### [Required task]
Lines holding the string "styles" are the ones to copy; find them all in the data.
** start Dataset excerpt **
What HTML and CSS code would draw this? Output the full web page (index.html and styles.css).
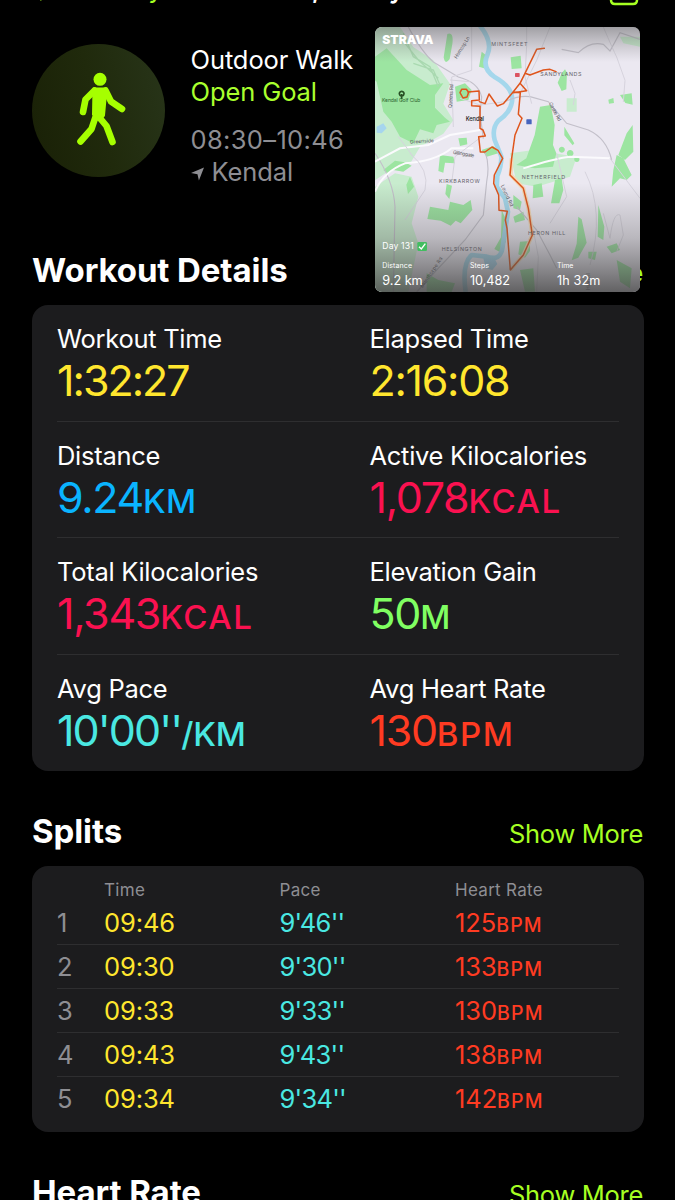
FILE: index.html
```html
<!DOCTYPE html>
<html lang="en">
<head>
<meta charset="utf-8">
<title>Outdoor Walk</title>
<link rel="stylesheet" href="styles.css">
</head>
<body>
<nav class="nav">
  <span class="back"><svg class="chevron" viewBox="0 0 14 24"><path d="M12 2 3 12l9 10"/></svg>Summary</span>
  <span class="nav-title">Tue, 11 May</span>
  <svg class="share" viewBox="0 0 30 36"><path d="M10 12H6q-4 0-4 4v14q0 4 4 4h18q4 0 4-4V16q0-4-4-4h-4M15 22V2M9 8l6-6 6 6"/></svg>
</nav>
<main class="page">
  <header class="summary">
    <div class="badge">
      <svg class="walker" viewBox="0 0 170 160">
        <circle cx="80" cy="49.3" r="6.5"/>
        <path class="torso" d="M73.500 58.500h13l-2.500 27-4.500 5-6.500-6z"/>
        <path class="limb" d="M74.500 60.500 65.500 69.500 63 82M85.500 60.500 91 71.500 102 79M75.500 87 71.500 99 60.500 111.500M79 87 86.500 96 92.500 112"/>
      </svg>
    </div>
    <div class="intro">
      <p class="name">Outdoor Walk</p>
      <p class="goal">Open Goal</p>
      <p class="when">08:30–10:46</p>
      <p class="place"><svg class="arrow" viewBox="0 0 14 14"><path d="M14 0 8.500 14 7 7.200 0 6z"/></svg>Kendal</p>
    </div>
  </header>

  <div class="section-head details-head"><h2>Workout Details</h2><a class="more">Show More</a></div>
  <section class="card details">
    <div class="row">
      <div class="cell"><p class="label">Workout Time</p><p class="value time yellow">1:32:27</p></div>
      <div class="cell"><p class="label">Elapsed Time</p><p class="value yellow">2:16:08</p></div>
    </div>
    <div class="row">
      <div class="cell"><p class="label">Distance</p><p class="value blue">9.24<small>KM</small></p></div>
      <div class="cell"><p class="label">Active Kilocalories</p><p class="value pink">1,078<small>KCAL</small></p></div>
    </div>
    <div class="row">
      <div class="cell"><p class="label">Total Kilocalories</p><p class="value pink">1,343<small>KCAL</small></p></div>
      <div class="cell"><p class="label">Elevation Gain</p><p class="value green">50<small>M</small></p></div>
    </div>
    <div class="row">
      <div class="cell"><p class="label">Avg Pace</p><p class="value pace cyan">10'00''<small>/KM</small></p></div>
      <div class="cell"><p class="label">Avg Heart Rate</p><p class="value red">130<small>BPM</small></p></div>
    </div>
  </section>

  <div class="section-head splits-head"><h2>Splits</h2><a class="more">Show More</a></div>
  <section class="card splits">
    <div class="split-row split-head"><span></span><span>Time</span><span>Pace</span><span>Heart Rate</span></div>
    <div class="split-row"><span class="num">1</span><span class="yellow">09:46</span><span class="pace cyan">9'46''</span><span class="red">125<small>BPM</small></span></div>
    <div class="split-row"><span class="num">2</span><span class="yellow">09:30</span><span class="pace cyan">9'30''</span><span class="red">133<small>BPM</small></span></div>
    <div class="split-row"><span class="num">3</span><span class="yellow">09:33</span><span class="pace cyan">9'33''</span><span class="red">130<small>BPM</small></span></div>
    <div class="split-row"><span class="num">4</span><span class="yellow">09:43</span><span class="pace cyan">9'43''</span><span class="red">138<small>BPM</small></span></div>
    <div class="split-row"><span class="num">5</span><span class="yellow">09:34</span><span class="pace cyan">9'34''</span><span class="red">142<small>BPM</small></span></div>
  </section>

  <div class="section-head heart-head"><h2>Heart Rate</h2><a class="more">Show More</a></div>
</main>

<svg class="map" viewBox="15 21 795 795">
  <defs>
    <linearGradient id="top" x2="0" y2="1"><stop offset="0" stop-color="#555" stop-opacity=".5"/><stop offset="1" stop-color="#777" stop-opacity="0"/></linearGradient>
    <linearGradient id="bottom" x2="0" y2="1"><stop offset="0" stop-color="#555" stop-opacity="0"/><stop offset=".5" stop-color="#555" stop-opacity=".33"/><stop offset="1" stop-color="#444" stop-opacity=".82"/></linearGradient>
  </defs>
  <rect x="15" y="21" width="795" height="795" fill="#ebe8f1"/>
  <g class="meadow">
    <path d="M15 21h75l40 60 60 40 50 70-20 60 30 50-30 40-70 40-30 50-60 20-45 30z"/>
    <path d="M15 500l60-40 50 10 20 60-20 80 20 60-30 146H15z"/>
    <path d="M420 400l70-10 130 20-20 60-100 30-60-10z"/>
    <path d="M590 235l30 0 0 40-30 0zM750 50l60 0v30l-50-10z"/>
  </g>
  <g class="park">
    <path d="M15 110 50 85l60 65 70 45 40-5-25 35 0 38 30 30 15 12-40 10-10 25-40-12-20 42-40-20-25-45-25-30-20-90-20-15z"/>
    <path d="M232 42q20-8 15 30l-8 45q-14 20-18-5zM255 200l30-10 20 20-10 30-35 5zM335 95l12 10-5 40-15-5zM265 355l25-2 2 20-22 5zM422 112l30-5 3 38-30 2z"/>
    <path d="M575 160l10-12 6 10-2 50-14 5-12-25zM510 260l32-5 12 60-5 60 10 25-10 40-55 5-55-10 30-20 25-70zM715 239l15-5 2 15-15 2zM750 225l35-5 3 34-22-5zM770 340l18-25 2 80-25 25-20-15zM600 390a10 10 0 1 0 1 0M575 380a9 9 0 1 0 1 0M620 410a8 8 0 1 0 1 0M583 320l30 50-5 6-25-30z"/>
    <path d="M335 390l35-12 20 20-40 12zM40 450l35-28 30 5 20 10-25 18-30-5-15 12zM120 470l12 30-18 22-5-28zM180 560l55 10 5-25 40 10 22-15 5 30-35 40-15-8-15 15-30-15-40-5zM230 492l16 5-8 40-12-15zM210 405l40 5 5 20-30-2-5 30-15-5z"/>
    <path d="M490 495l25-5 5 40-32 5zM555 480l20-5 5 35-12 40-25 0zM685 555l18 65-3 40-17-10zM625 590l10 8 15 70-25 45-20 8 15-50zM655 695l25 0-5 25-20-5zM710 680l30-10 10 20-25 10zM740 405l20 10 25 50-15 15-20-5-25 25 5-50zM450 665l30-2 0 30-15 20-20-10z"/>
    <path d="M395 570l18 40-5 55-20 30-15-8 20-35zM430 525l25 20-5 25-20-5zM430 590l30-15 5 25-30 8zM170 760l35 20 50 10-10 26h-75zM450 750l40-5 5 70-30 0zM740 720l45 25-5 60-30-20z"/>
  </g>
  <g class="woods"><path d="M100 40l30 70 50 30 25 60M105 70l40 50 60 55M130 130l60 20 20 45"/></g>
  <path class="lake" d="M20 320l20-10 10 15-15 15-15-2zM340 715l30-8 12 25-15 18-20-5z"/>
  <g class="river">
    <path d="M328 15Q370 65 352 105T375 172Q432 205 426 245 420 280 385 302 365 325 374 360L394 410Q394 440 382 468L380 500 405 535 414 575 404 640 398 680Q393 725 350 710L305 705Q275 730 287 816"/>
  </g>
  <g class="roads">
    <path class="main" d="M115 21q40 75 75 105l75 45q60 15 70 60l-5 50 10 75M405 245q40-20 75-15l55 15 55 65 65 20q55 25 70 90M15 400q55 80 60 160l-5 256M345 395q15 40 5 90l-10 100-55 75-85 90-60 66M575 88l50 10q35-35 75-25l20 20 30-55 60 20M440 560l60 70 40 75 20 40"/>
    <path class="street" d="M15 425 90 385 175 375 240 345 330 330M15 515q25-60 90-85 90-5 140-45L310 385M460 445q95-30 140-35l120 5"/>
    <path d="M720 415l90 120M305 21v130l-60 20 5 150M335 350l-80 60-10 80M240 180l60 5M470 21l0 55-5 95 20 80M540 21l-40 100-55 110M600 180l15 40-5 35M700 21q30 70 40 90l25 70-5 65M85 350l45 60M120 400q60 50 45 110l-60 90M560 400l30 130-50 80M645 455q60 120 15 280M700 580l20 75q10-80 30-70l10 60-20 50M270 235l60 20 75-10M490 630l15 80-5 106"/>
  </g>
  <path class="route-glow" d="M425 415l-3 50 38 40 15 60 12 80-27 60-39 45"/>
  <g class="route">
    <path d="M294 216 327 213 328 240 305 242 305 257 330 259 330 325 339 330 346 348 326 350 331 396 345 396 366 381 384 391 398 415 373 465 371 490 386 525 387 571 412 574 406 600 411 625 421 750 460 705 487 645 475 565 460 505 420 465 425 415 435 345 456 295 445 283 451 218 430 216M328 245 345 251 357 222 382 258 400 251 430 215 450 190 470 212 430 218M450 190 465 160 500 88 523 85M465 160 480 165 520 150 540 148 558 155"/>
    <path d="M296 217 291 231 279 234 270 218 275 208 289 208z"/>
  </g>
  <path class="tree" d="M95 214a7 7 0 1 0 .1 0M95 222v16"/>
  <rect x="435" y="159" width="14" height="12" rx="2" fill="#db5361"/><rect x="469" y="298" width="16" height="15" rx="2" fill="#4764bd"/>
  <g class="map-label">
    <text x="36" y="247" class="place-label" textLength="115">Kendal Golf Club</text>
    <text x="287" y="303" class="town" textLength="55">Kendal</text>
    <text x="120" y="371" textLength="72" transform="rotate(-4 120 371)">Greenside</text>
    <text x="248" y="401" textLength="65" transform="rotate(10 248 401)">Gillinggate</text>
    <text x="245" y="265" textLength="72" transform="rotate(-86 245 265)">Queens Rd</text>
    <text x="260" y="117" textLength="75" transform="rotate(-58 260 117)">Horncop Ln</text>
    <text x="536" y="250" textLength="62" transform="rotate(62 536 250)">Castle Rd</text>
    <text x="392" y="497" textLength="70" transform="rotate(65 392 497)">Lound Rd</text>
    <text x="158" y="805" textLength="108" transform="rotate(-56 158 805)">Milnthorpe Rd</text>
    <text x="661" y="810" textLength="50" transform="rotate(-90 661 810)">Hayfell</text>
  </g>
  <g class="district">
    <text x="364" y="79" textLength="108">MINTSFEET</text>
    <text x="511" y="169" textLength="123">SANDYLANDS</text>
    <text x="207" y="488" textLength="122">KIRKBARROW</text>
    <text x="455" y="476" textLength="130">NETHERFIELD</text>
    <text x="474" y="645" textLength="112">HERON HILL</text>
    <text x="215" y="692" textLength="120">HELSINGTON</text>
  </g>
  <rect x="15" y="21" width="795" height="105" fill="url(#top)"/>
  <rect x="15" y="490" width="795" height="326" fill="url(#bottom)"/>
  <g class="overlay">
    <text class="brand" x="37" y="71" textLength="153" lengthAdjust="spacingAndGlyphs">STRAVA</text>
    <text x="37" y="688" class="day" textLength="94">Day 131</text>
    <rect x="142" y="666" width="29" height="27" rx="4" fill="#42bd60"/><path class="check" d="M147 680l7 7 12-16"/>
    <text x="37" y="745" textLength="89">Distance</text><text x="300" y="745" textLength="57">Steps</text><text x="561" y="745" textLength="49">Time</text>
    <text x="37" y="794" class="stat" textLength="121">9.2 km</text><text x="300" y="794" class="stat" textLength="120">10,482</text><text x="561" y="794" class="stat" textLength="130">1h 32m</text>
  </g>
</svg>
</body>
</html>
```

FILE: styles.css
```css
* { box-sizing: border-box; }
body { margin: 0; width: 675px; height: 1200px; overflow: hidden; position: relative; background: #000; color: #fff; font-family: Inter, "Liberation Sans", sans-serif; }
p, h2 { margin: 0; }
.nav { display: flex; justify-content: space-between; align-items: flex-end; height: 36px; margin-top: -30px; padding: 0 36px 0 29px; line-height: 34px; font-size: 26px; }
.back { color: #a6ff22; width: 238px; display: flex; align-items: center; gap: 4px; letter-spacing: -.2px; }
.chevron { width: 14px; height: 24px; fill: none; stroke: #a6ff22; stroke-width: 3; stroke-linecap: round; }
.nav-title { flex: 1; font-weight: 600; letter-spacing: -.6px; }
.share { width: 30px; height: 36px; fill: none; stroke: #a6ff22; stroke-width: 2.5; }
.page { padding: 38px 32px 0; }
.summary { display: flex; gap: 25.500px; height: 206px; }
.badge { width: 133px; height: 133px; border-radius: 50%; background: linear-gradient(75deg, #192006, #202a0c 50%, #28351a); overflow: hidden; }
.walker { display: block; width: 170px; height: 160px; margin: -14px 0 0 -12px; fill: #a6ff00; }
.torso { stroke: #a6ff00; stroke-width: 2; stroke-linejoin: round; }
.limb { fill: none; stroke: #a6ff00; stroke-width: 6.600; stroke-linecap: round; stroke-linejoin: round; }
.intro { font-size: 25.5px; line-height: 32px; letter-spacing: -.1px; white-space: nowrap; }
.goal { color: #a9ff2e; }
.when { margin-top: 16px; letter-spacing: .35px; }
.when, .place { color: #8e8e93; }
.arrow { width: 13px; height: 14px; margin-right: 8px; fill: #8e8e93; }
.section-head { display: flex; justify-content: space-between; align-items: baseline; line-height: 40px; }
.section-head h2 { font-size: 33px; font-weight: 700; letter-spacing: -.1px; }
.more { color: #a6ff22; font-size: 25.5px; letter-spacing: -.3px; }
.details-head { height: 55px; }
.card { background: #1c1c1e; border-radius: 16px; width: 612px; }
.details { height: 466px; padding: 0 25px; }
.row { display: grid; grid-template-columns: 312.500px 1fr; height: 116.700px; padding-top: 18px; border-bottom: 1px solid #2e2e30; }
.row:last-child { border-bottom: 0; }
.label { font-size: 25.5px; line-height: 32px; letter-spacing: -.28px; white-space: nowrap; }
.value { font-size: 43px; line-height: 50px; letter-spacing: -1.3px; white-space: nowrap; }
.value.time { letter-spacing: -2px; }
.value.pace { letter-spacing: -1.9px; }
.value small { font-size: 33px; font-weight: 500; letter-spacing: 1.6px; }
.value.blue small { letter-spacing: .3px; }
.value.pace small { letter-spacing: -.2px; }
.yellow { color: #ffe62e; }
.blue { color: #0ab4ff; }
.pink { color: #fa1150; }
.green { color: #80ff62; }
.cyan { color: #4ae8e2; }
.red { color: #ff3b22; }
.splits-head { height: 55px; margin-top: 40px; }
.splits { height: 266px; padding: 12px 25px; }
.split-row { display: grid; grid-template-columns: 47px 175.500px 175.500px 1fr; height: 44px; line-height: 43px; font-size: 25.5px; letter-spacing: -.1px; border-bottom: 1px solid #2e2e30; }
.split-row:last-child { border-bottom: 0; }
.split-row .pace { letter-spacing: -.75px; }
.split-row small { font-size: 19.500px; font-weight: 500; letter-spacing: 1.2px; }
.split-row.split-head { height: 23px; line-height: 24px; font-size: 17px; letter-spacing: .3px; color: #8e8e93; border: 0; }
.num { color: #8e8e93; }
.heart-head { margin-top: 40px; }
.map { position: absolute; left: 375px; top: 27px; width: 265px; height: 265px; border-radius: 7px; }
.meadow { fill: #c8ecce; }
.park { fill: #9ce5a1; }
.woods { fill: none; stroke: #a9d9b0; stroke-width: 4; }
.lake { fill: #a6d5ee; }
.river { fill: none; stroke: #a4d7ec; stroke-width: 14; stroke-linejoin: round; }
.roads { fill: none; stroke: #d6d3dd; stroke-width: 3; }
.roads .main { stroke: #c3c0ca; stroke-width: 3.500; }
.roads .street { stroke: #fbfafd; stroke-width: 6; }
.route { fill: none; stroke: #df551c; stroke-width: 4.500; stroke-linejoin: round; stroke-linecap: round; }
.route-glow { fill: none; stroke: #f3d9b8; stroke-width: 12; }
.tree { fill: none; stroke: #284f25; stroke-width: 5; }
.map-label { font-size: 15px; fill: #58575d; }
.place-label { fill: #2b632f; }
.town { font-size: 17px; fill: #222; font-weight: 500; }
.district { font-size: 16px; fill: #65636b; }
.overlay { font-size: 21px; fill: #fff; }
.brand { font-size: 37px; font-weight: 900; }
.day { font-size: 26px; }
.stat { font-size: 38px; }
.check { fill: none; stroke: #fff; stroke-width: 4; }
```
** end Dataset excerpt **
### [Expected output]
What HTML and CSS code would draw this? Output the full web page (index.html and styles.css).
<link rel="stylesheet" href="styles.css">
FILE: styles.css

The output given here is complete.